Information supplied -
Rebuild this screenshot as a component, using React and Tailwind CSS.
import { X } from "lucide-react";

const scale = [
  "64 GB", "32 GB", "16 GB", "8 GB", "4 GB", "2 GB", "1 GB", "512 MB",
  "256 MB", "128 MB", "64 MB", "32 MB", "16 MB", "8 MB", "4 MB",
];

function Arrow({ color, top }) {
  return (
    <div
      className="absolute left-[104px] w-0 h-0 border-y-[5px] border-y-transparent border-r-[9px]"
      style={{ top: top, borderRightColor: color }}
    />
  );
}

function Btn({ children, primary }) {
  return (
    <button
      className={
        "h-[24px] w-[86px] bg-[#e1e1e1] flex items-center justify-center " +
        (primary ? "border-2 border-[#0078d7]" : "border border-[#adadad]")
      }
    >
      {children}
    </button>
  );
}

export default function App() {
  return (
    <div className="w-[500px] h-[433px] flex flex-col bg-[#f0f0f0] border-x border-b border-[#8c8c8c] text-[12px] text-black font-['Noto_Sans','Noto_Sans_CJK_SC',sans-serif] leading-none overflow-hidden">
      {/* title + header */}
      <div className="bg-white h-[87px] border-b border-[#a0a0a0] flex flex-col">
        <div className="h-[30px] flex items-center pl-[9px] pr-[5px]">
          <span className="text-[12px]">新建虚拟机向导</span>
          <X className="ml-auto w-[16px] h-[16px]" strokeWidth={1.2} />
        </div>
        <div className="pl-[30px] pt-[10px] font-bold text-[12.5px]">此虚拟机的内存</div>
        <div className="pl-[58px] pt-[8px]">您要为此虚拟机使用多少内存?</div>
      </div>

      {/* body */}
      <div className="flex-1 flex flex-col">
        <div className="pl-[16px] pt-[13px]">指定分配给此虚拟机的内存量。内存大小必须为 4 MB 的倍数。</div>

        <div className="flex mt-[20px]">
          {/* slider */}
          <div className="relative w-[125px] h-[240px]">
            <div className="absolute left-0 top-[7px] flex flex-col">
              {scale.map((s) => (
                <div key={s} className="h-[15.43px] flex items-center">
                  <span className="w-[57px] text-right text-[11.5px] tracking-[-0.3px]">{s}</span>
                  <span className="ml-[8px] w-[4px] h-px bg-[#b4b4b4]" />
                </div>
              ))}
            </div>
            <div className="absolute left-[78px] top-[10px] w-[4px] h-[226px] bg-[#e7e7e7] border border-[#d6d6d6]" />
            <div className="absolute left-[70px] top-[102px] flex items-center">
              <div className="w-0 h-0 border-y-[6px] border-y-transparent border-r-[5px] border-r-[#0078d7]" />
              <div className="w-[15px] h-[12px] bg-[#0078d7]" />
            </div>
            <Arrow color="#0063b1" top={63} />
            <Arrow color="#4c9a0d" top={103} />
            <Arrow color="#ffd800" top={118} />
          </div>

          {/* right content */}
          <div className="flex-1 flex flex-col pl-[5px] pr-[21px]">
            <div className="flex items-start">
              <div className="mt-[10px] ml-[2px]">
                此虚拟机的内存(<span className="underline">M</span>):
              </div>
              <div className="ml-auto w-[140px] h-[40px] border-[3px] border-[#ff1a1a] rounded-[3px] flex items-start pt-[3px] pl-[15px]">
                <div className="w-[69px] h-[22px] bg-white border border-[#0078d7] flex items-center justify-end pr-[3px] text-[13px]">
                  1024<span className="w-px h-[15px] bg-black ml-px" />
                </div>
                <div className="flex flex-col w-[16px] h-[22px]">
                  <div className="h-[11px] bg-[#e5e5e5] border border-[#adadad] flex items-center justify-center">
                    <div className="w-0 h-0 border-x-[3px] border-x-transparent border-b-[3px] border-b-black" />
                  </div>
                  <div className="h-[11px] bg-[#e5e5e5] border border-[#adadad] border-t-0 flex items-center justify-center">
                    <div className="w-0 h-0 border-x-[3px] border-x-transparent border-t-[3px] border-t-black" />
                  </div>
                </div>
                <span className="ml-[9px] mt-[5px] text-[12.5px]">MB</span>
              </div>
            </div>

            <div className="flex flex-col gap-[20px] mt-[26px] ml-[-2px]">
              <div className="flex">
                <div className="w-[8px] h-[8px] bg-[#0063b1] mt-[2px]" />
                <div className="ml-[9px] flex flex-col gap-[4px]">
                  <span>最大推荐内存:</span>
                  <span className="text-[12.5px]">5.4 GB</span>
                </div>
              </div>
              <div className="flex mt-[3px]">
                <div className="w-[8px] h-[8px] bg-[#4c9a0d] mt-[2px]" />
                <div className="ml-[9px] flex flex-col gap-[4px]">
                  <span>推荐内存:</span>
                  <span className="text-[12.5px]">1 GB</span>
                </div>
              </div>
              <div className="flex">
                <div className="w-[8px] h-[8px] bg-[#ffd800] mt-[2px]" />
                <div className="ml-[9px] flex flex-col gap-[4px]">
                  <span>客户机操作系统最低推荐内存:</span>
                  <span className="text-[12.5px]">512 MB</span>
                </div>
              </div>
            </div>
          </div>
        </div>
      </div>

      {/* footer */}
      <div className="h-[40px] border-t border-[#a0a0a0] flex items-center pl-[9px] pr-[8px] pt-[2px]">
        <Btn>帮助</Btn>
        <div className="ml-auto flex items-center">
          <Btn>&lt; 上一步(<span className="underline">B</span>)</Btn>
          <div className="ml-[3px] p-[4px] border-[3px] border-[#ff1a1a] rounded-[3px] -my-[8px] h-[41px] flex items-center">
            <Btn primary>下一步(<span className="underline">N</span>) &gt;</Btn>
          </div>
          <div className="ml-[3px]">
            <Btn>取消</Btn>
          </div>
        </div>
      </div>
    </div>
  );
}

Work instructions - Set down, exactly as written, each line of the data from its opening line through the one containing "4 MB 的倍数。</div>". Output nothing more.

Complete answer -
Rebuild this screenshot as a component, using React and Tailwind CSS.
import { X } from "lucide-react";

const scale = [
  "64 GB", "32 GB", "16 GB", "8 GB", "4 GB", "2 GB", "1 GB", "512 MB",
  "256 MB", "128 MB", "64 MB", "32 MB", "16 MB", "8 MB", "4 MB",
];

function Arrow({ color, top }) {
  return (
    <div
      className="absolute left-[104px] w-0 h-0 border-y-[5px] border-y-transparent border-r-[9px]"
      style={{ top: top, borderRightColor: color }}
    />
  );
}

function Btn({ children, primary }) {
  return (
    <button
      className={
        "h-[24px] w-[86px] bg-[#e1e1e1] flex items-center justify-center " +
        (primary ? "border-2 border-[#0078d7]" : "border border-[#adadad]")
      }
    >
      {children}
    </button>
  );
}

export default function App() {
  return (
    <div className="w-[500px] h-[433px] flex flex-col bg-[#f0f0f0] border-x border-b border-[#8c8c8c] text-[12px] text-black font-['Noto_Sans','Noto_Sans_CJK_SC',sans-serif] leading-none overflow-hidden">
      {/* title + header */}
      <div className="bg-white h-[87px] border-b border-[#a0a0a0] flex flex-col">
        <div className="h-[30px] flex items-center pl-[9px] pr-[5px]">
          <span className="text-[12px]">新建虚拟机向导</span>
          <X className="ml-auto w-[16px] h-[16px]" strokeWidth={1.2} />
        </div>
        <div className="pl-[30px] pt-[10px] font-bold text-[12.5px]">此虚拟机的内存</div>
        <div className="pl-[58px] pt-[8px]">您要为此虚拟机使用多少内存?</div>
      </div>

      {/* body */}
      <div className="flex-1 flex flex-col">
        <div className="pl-[16px] pt-[13px]">指定分配给此虚拟机的内存量。内存大小必须为 4 MB 的倍数。</div>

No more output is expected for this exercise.